My day as an election judge.
- jim 3-04-2004 6:55 pm [add a comment]


The good news is that Ohio passed a law requiring a paper audit trail on electronic voting machines. The bad news is that the law doesn't require the paper trail until 2006.

Remember Diebold, the company that makes these machines in based in Ohio, and the president of Diebold:

...told Republicans in a recent fund-raising letter that he is "committed to helping Ohio deliver its electoral votes to the president next year."

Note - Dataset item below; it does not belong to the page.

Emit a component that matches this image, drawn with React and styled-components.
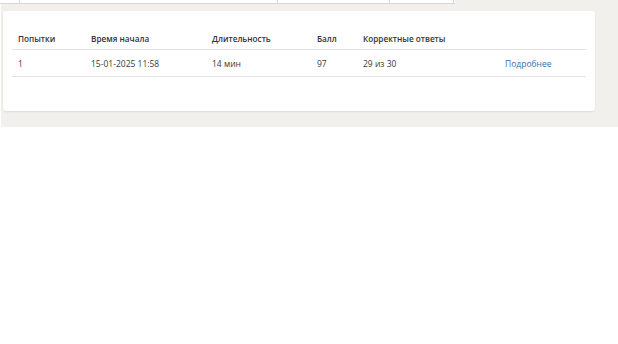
import React from 'react';
import styled, { createGlobalStyle } from 'styled-components';

const attempts = [
  { id: 1, start: '15-01-2025 11:58', duration: '14 мин', score: 97, correct: '29 из 30' }
];

const columns = [
  { title: 'Попытки', width: 73 },
  { title: 'Время начала', width: 121 },
  { title: 'Длительность', width: 105 },
  { title: 'Балл', width: 46 },
  { title: 'Корректные ответы', width: 142 },
  { title: '', width: 87 }
];

const stripCells = [20, 258, 112, 64];

function App() {
  return (
    <>
      <GlobalStyle />
      <Section>
        <TopStrip>
          {stripCells.map((w, i) => (
            <StripCell key={i} $width={w} />
          ))}
        </TopStrip>
        <Card>
          <Table>
            <colgroup>
              {columns.map((c, i) => (
                <col key={i} style={{ width: c.width }} />
              ))}
            </colgroup>
            <thead>
              <tr>
                {columns.map((c, i) => (
                  <HeadCell key={i}>{c.title}</HeadCell>
                ))}
              </tr>
            </thead>
            <tbody>
              {attempts.map(a => (
                <tr key={a.id}>
                  <Cell>{a.id}</Cell>
                  <Cell>{a.start}</Cell>
                  <Cell>{a.duration}</Cell>
                  <Cell>{a.score}</Cell>
                  <Cell>{a.correct}</Cell>
                  <Cell>
                    <DetailsLink href="#">Подробнее</DetailsLink>
                  </Cell>
                </tr>
              ))}
            </tbody>
          </Table>
        </Card>
      </Section>
    </>
  );
}

const GlobalStyle = createGlobalStyle`
  body {
    margin: 0;
    background: #ffffff;
    font-family: "Open Sans", "Noto Sans", sans-serif;
  }
`;

const Section = styled.div`
  margin-left: 1px;
  background: #f1f0ed;
  padding: 0 23px 16px 2px;
`;

const TopStrip = styled.div`
  display: flex;
  height: 3px;
  margin-left: -3px;
  width: 455px;
  background: #ffffff;
  border-bottom: 1px solid #d8d8d2;
`;

const StripCell = styled.div`
  width: ${p => p.$width}px;
  border-right: 1px solid #d8d8d2;
  box-sizing: border-box;
`;

const Card = styled.div`
  margin-top: 7px;
  background: #ffffff;
  border-radius: 3px;
  box-shadow: 0 1px 2px rgba(0, 0, 0, 0.08);
  padding: 16px 9px 34px;
`;

const Table = styled.table`
  width: 574px;
  border-collapse: collapse;
  table-layout: fixed;
  font-size: 8.5px;
`;

const HeadCell = styled.th`
  height: 22px;
  padding: 0 6px;
  text-align: left;
  font-size: 8.2px;
  font-weight: 600;
  color: #333333;
  border-bottom: 1px solid #e4e4e4;
  vertical-align: middle;
`;

const Cell = styled.td`
  height: 26px;
  padding: 0 6px;
  color: #3a3a3a;
  border-bottom: 1px solid #e4e4e4;
  vertical-align: middle;
`;

const DetailsLink = styled.a`
  color: #3c6da6;
  text-decoration: none;
`;

export default App;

And in a close race Ohio could really mean the election (am I right about that? I'm don't follow those numbers too closely, but that's how I remember it: Ohio and Florida as the biggies.)
- jim 5-11-2004 10:41 pm [add a comment]


russert on rose last night said there were 18 states up for grabs the rest are essentially decided. some of the bigger ones are: florida, ohio, pennsylvania, missouri, arizona....
- dave 5-12-2004 12:46 am [add a comment]


This story is still not getting the play I think it deserves. Here's a new AP story about Bev Harris who seems to have taken the lead in trying to publicize the problem.

But really it's too late. What can be done at this point? The fix is already in.

The only thing I can think that might help is for the networks to reinstate exit polls. Sure they can be unreliable, but what else do we have? If the (even admittedly unreliable) exit polls show a huge disconnect with the "official" count it will not prove anything, but it will at least raise some questions that someone will have to address.

The day after the elections it will be too late to raise any of these issues. At that point you will be painted as trying to overturn a valid election.


- jim 7-05-2004 10:57 pm [add a comment]


I think I mentioned earlier that it seems the dems are over a barrel on this. If they make a stink about it they run the risk of discouraging their large block of disenfranchised constituants even further from the idea of voting.
- steve 7-09-2004 6:12 am [add a comment]


Absentee voting is the key. The DNC should have a big "get out the envelopes" push.
- mark 7-09-2004 7:07 am [add a comment]


Oregon's system seems to work well using mail in ballots exclusively.